Le norme europee che regolano la commercializzazione dei prodotti agroalimentari si sono concentrate così tanto sul carattere “sano, leale e mercantile” dei prodotti, da dimenticare di regolare l’impatto climatico della produzione e di tutelare la categoria dei produttori.
Finora le Direttive Ue, per poter garantire la commerciabilità di un prodotto, hanno incentivato la produzione di frutta in serie- stesso calibro, stesso colore, stessa varietà- incoraggiando l'aumento di prodotti imballati. Ma quanta qualità e sostenibilità abbiamo sacrificato sull'altare della sicurezza e della commerciabilità, quindi del mercato?
Ormai è sempre più raro trovare frutti e ortaggi sfusi, creati secondo natura, nei supermercati. Stiamo trasformando questi luoghi in boutique di lusso, in cui si mangia più con gli occhi che con la bocca e gli alimenti sono ridotti a oggetti di design in plastica.
Sulla plastica, l'Unione europea sta muovendo i suoi primi passi. A luglio, è entrata in vigore la Direttiva europea Sup (single use plastic) sui prodotti monouso, ma la percentuale degli alimenti imballati resta alta, specie nell'Italia della pandemia.
Dai dati di Comieco (Consorzio nazionale per il recupero ed il riciclo degli imballaggi a base cellulosica), il 46 per cento delle persone che prima acquistava prodotti sfusi è tornata ad acquistare prodotti imballati.
Secondo Nomisma, nel 2020 sono state vendute 2,6 miliardi di confezioni di ortofrutta, 80 milioni in più rispetto al 2019.
Cifre che la gdo italiana dovrebbe leggere con allarme, specie nel confronto con gli altri stati membri.
In Francia e in Spagna, sarà presto vietata la vendita in imballaggi di plastica di frutta e verdura e per i prodotti agroalimentari di peso inferiore a 1,5 chili sarà applicato un divieto di confezionamento; in Germania, oltre al divieto dei prodotti monouso, è stato aggiunto quello degli imballaggi in polistirene espanso usati per il cibo.

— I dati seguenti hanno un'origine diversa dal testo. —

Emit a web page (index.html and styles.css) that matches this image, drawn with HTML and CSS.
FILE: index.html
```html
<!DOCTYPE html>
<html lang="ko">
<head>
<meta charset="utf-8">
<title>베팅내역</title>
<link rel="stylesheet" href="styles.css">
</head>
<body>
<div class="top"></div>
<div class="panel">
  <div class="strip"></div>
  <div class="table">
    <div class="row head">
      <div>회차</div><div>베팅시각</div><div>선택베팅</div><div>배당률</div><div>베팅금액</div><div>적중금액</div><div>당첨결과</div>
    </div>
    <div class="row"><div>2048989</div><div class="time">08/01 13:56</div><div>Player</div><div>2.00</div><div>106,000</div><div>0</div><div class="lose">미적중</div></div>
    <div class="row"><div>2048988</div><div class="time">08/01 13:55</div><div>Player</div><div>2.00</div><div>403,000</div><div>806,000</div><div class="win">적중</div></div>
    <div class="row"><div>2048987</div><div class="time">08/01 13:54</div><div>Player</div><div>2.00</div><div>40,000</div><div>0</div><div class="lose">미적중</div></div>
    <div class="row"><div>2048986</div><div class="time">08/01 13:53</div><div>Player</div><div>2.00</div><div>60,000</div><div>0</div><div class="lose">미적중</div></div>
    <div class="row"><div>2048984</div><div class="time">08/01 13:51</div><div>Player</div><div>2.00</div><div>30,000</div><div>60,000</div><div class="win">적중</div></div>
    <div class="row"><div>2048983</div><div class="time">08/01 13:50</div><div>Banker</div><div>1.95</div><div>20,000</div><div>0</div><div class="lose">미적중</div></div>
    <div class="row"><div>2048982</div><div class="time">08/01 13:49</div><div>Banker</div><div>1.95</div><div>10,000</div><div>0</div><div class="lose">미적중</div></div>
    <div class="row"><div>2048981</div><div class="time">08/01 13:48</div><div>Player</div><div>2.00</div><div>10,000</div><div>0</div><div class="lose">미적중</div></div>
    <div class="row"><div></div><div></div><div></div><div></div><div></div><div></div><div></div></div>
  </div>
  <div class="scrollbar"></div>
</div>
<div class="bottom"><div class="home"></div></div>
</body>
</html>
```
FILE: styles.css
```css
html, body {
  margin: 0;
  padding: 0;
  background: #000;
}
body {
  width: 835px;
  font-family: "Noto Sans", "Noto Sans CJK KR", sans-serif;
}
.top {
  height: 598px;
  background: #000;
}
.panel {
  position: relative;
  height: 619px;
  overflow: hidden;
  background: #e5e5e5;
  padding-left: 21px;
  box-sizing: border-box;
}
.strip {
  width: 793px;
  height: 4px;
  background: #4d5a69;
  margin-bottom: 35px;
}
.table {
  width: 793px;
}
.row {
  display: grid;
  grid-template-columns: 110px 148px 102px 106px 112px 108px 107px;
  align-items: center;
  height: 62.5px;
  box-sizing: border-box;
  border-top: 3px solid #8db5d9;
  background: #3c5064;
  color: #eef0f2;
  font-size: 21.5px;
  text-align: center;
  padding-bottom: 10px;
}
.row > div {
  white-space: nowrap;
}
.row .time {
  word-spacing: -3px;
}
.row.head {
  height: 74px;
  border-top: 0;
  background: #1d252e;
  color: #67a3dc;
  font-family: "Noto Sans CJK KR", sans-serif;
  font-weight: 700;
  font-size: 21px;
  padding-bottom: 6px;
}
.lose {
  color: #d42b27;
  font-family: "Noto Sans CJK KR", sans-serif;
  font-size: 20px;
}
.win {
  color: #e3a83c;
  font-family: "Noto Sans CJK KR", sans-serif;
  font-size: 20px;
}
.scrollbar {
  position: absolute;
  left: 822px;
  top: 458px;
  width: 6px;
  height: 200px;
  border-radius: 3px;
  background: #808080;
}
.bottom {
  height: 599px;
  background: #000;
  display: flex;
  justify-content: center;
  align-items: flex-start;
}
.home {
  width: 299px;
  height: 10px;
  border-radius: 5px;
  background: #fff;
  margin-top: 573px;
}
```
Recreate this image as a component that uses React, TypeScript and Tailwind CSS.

Da noi, si eroga il bonus antiplastica, che aprirà alla vendita dello sfuso, e si agita la plastic tax (rimandata a gennaio). Combattere il climate change significa prendere scelte coraggiose. Ma davanti a frutti uniformi e avvolti nella plastica, verrebbe solo da dire: dimmi che c’è la crisi climatica senza dirmi che c’è la crisi climatica.